**What the task asks**
Reproduce exactly the lines below, from the first through the one containing "Write the HTML code for this interface.", and nothing more.

**Data excerpts**

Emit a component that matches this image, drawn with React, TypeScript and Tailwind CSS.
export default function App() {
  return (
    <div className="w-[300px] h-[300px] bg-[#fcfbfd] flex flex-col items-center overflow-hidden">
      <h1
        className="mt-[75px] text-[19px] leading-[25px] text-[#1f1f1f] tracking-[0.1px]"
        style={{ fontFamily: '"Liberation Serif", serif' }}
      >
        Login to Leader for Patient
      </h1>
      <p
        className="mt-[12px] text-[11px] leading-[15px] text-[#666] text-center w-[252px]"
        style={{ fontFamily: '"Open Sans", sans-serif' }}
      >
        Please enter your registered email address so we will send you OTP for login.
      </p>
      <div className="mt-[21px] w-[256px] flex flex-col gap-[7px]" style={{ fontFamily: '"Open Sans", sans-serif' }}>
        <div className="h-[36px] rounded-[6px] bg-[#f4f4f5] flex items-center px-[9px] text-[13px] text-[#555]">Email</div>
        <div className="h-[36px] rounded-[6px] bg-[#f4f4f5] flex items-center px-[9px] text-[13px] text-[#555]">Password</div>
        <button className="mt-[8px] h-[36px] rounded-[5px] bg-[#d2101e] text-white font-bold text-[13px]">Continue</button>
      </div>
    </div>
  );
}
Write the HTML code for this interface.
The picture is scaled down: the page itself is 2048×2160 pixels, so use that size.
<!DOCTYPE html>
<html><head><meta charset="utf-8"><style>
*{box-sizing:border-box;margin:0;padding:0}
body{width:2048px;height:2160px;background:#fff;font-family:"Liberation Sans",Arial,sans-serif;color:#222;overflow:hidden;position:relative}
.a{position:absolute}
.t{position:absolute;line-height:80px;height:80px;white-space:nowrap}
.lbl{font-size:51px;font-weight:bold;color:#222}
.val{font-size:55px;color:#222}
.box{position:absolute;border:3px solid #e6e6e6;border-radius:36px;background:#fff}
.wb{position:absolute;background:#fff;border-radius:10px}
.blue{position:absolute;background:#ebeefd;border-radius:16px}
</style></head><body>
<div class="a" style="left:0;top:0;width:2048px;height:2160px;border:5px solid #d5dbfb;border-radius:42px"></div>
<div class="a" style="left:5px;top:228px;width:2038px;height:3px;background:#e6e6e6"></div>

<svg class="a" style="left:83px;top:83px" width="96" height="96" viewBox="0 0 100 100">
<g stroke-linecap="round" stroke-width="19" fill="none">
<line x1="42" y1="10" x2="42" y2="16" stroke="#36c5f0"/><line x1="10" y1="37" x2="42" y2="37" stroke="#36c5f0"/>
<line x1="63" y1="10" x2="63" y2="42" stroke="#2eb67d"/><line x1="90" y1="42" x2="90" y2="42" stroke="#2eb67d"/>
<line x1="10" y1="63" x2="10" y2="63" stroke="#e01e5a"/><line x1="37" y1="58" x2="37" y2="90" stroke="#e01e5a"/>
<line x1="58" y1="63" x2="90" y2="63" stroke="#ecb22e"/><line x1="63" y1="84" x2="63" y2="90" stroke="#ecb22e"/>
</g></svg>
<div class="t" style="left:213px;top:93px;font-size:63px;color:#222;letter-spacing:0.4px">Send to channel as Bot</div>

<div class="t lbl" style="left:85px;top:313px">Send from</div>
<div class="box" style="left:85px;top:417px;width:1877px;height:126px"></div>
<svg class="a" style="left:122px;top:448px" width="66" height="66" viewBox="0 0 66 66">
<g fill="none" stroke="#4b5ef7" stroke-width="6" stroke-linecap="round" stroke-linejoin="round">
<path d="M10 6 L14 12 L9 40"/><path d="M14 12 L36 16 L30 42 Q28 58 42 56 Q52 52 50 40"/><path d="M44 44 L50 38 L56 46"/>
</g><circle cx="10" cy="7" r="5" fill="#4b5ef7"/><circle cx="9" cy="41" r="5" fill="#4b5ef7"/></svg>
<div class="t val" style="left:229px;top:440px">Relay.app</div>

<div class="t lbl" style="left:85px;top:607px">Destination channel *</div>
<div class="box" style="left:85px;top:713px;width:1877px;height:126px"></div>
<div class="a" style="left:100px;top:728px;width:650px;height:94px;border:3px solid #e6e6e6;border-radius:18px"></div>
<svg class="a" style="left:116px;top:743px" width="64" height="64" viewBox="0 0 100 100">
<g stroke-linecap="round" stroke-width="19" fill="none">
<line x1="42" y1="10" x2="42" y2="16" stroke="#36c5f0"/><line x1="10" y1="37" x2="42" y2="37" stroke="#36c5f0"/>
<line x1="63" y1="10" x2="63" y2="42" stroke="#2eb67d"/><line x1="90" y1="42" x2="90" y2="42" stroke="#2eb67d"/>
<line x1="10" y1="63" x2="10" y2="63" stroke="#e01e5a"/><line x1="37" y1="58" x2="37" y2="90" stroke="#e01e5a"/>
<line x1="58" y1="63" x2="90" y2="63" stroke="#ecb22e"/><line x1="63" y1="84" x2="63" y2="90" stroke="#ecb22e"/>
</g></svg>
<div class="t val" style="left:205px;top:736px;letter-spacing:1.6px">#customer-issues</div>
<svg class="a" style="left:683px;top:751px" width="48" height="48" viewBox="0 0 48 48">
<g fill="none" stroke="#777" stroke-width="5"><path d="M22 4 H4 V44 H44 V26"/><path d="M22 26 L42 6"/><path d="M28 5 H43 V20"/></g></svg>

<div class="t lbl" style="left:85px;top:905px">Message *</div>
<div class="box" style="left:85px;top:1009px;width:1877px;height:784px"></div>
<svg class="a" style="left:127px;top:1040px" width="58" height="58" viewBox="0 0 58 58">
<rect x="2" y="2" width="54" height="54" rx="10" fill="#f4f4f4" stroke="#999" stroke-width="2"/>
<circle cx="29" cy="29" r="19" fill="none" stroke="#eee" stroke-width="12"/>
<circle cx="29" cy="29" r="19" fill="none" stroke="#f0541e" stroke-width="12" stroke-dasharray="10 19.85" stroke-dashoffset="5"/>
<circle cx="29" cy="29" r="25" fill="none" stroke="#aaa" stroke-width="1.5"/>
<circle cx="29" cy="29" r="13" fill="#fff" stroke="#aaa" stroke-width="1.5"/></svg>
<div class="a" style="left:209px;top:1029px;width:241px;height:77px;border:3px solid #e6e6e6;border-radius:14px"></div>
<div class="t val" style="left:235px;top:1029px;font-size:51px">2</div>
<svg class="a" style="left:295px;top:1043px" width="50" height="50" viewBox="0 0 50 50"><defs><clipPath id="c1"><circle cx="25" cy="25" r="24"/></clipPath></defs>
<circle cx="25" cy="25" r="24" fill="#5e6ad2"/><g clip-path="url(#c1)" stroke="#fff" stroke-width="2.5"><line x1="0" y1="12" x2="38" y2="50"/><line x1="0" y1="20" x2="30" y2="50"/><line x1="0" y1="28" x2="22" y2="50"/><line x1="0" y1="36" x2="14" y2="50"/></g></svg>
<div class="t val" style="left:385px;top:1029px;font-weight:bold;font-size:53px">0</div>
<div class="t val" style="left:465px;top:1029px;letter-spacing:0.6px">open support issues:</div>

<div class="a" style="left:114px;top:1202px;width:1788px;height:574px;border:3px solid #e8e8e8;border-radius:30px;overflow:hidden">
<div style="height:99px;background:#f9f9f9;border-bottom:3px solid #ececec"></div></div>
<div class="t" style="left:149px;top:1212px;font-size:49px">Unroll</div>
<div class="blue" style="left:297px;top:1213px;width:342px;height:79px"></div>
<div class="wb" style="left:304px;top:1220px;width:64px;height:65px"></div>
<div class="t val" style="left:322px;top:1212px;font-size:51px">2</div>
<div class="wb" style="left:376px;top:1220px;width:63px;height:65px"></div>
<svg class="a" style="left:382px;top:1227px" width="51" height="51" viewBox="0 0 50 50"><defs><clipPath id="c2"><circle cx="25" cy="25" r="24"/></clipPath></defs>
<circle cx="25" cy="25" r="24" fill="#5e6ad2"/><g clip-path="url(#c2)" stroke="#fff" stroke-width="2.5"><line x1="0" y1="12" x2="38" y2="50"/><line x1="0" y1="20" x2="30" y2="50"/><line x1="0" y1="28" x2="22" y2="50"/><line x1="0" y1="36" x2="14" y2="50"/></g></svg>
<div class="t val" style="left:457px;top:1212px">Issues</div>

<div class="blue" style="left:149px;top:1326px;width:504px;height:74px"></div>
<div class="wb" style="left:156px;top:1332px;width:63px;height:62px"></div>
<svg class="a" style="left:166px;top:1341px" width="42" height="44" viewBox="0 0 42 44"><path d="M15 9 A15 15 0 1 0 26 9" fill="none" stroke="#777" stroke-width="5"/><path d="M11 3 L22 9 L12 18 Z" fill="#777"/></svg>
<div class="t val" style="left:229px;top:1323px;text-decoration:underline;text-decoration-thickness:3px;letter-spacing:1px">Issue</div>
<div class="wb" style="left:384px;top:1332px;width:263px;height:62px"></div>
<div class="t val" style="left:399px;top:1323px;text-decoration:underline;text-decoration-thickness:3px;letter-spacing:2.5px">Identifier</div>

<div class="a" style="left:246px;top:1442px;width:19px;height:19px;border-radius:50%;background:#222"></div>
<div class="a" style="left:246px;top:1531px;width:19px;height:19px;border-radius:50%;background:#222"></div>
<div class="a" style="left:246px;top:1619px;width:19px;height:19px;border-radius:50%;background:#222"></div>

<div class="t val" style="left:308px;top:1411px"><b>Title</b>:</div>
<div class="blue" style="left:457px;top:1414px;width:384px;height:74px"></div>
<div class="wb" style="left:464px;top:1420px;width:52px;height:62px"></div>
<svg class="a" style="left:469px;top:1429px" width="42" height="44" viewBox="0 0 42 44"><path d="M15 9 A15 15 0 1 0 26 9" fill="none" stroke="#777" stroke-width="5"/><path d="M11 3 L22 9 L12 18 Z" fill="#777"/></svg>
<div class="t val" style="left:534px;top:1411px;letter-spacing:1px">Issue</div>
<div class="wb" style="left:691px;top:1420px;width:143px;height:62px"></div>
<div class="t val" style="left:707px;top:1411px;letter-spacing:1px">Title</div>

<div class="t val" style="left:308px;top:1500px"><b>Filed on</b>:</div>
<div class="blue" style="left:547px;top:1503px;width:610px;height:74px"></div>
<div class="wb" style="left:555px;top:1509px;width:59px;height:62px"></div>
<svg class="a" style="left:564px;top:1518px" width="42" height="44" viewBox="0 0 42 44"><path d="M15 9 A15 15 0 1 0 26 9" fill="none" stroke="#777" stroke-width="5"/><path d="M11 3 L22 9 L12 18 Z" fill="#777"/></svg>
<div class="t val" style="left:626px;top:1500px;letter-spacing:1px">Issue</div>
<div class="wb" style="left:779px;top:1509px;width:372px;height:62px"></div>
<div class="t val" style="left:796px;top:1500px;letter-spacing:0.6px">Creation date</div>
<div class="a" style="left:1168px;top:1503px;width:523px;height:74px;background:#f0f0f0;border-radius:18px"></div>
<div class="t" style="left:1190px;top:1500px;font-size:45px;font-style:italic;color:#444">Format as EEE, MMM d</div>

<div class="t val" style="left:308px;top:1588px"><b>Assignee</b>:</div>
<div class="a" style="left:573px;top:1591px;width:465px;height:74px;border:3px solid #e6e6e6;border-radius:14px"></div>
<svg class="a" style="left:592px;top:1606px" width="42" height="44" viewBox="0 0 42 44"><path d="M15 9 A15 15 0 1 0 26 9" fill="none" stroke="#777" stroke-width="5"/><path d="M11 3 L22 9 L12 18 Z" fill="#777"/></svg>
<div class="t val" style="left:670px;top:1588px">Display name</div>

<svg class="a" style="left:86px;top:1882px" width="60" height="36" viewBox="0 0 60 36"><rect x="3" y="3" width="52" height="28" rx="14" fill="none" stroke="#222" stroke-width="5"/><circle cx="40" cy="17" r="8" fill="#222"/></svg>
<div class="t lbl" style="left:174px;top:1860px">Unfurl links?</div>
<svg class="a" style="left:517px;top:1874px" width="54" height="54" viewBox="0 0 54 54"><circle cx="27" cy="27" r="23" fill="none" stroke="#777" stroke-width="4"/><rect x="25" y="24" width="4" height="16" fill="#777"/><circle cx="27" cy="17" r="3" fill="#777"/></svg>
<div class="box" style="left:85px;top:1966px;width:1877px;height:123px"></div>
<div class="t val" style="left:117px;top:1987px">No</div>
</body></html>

**Response to this exercise**
Emit a component that matches this image, drawn with React, TypeScript and Tailwind CSS.
export default function App() {
  return (
    <div className="w-[300px] h-[300px] bg-[#fcfbfd] flex flex-col items-center overflow-hidden">
      <h1
        className="mt-[75px] text-[19px] leading-[25px] text-[#1f1f1f] tracking-[0.1px]"
        style={{ fontFamily: '"Liberation Serif", serif' }}
      >
        Login to Leader for Patient
      </h1>
      <p
        className="mt-[12px] text-[11px] leading-[15px] text-[#666] text-center w-[252px]"
        style={{ fontFamily: '"Open Sans", sans-serif' }}
      >
        Please enter your registered email address so we will send you OTP for login.
      </p>
      <div className="mt-[21px] w-[256px] flex flex-col gap-[7px]" style={{ fontFamily: '"Open Sans", sans-serif' }}>
        <div className="h-[36px] rounded-[6px] bg-[#f4f4f5] flex items-center px-[9px] text-[13px] text-[#555]">Email</div>
        <div className="h-[36px] rounded-[6px] bg-[#f4f4f5] flex items-center px-[9px] text-[13px] text-[#555]">Password</div>
        <button className="mt-[8px] h-[36px] rounded-[5px] bg-[#d2101e] text-white font-bold text-[13px]">Continue</button>
      </div>
    </div>
  );
}
Write the HTML code for this interface.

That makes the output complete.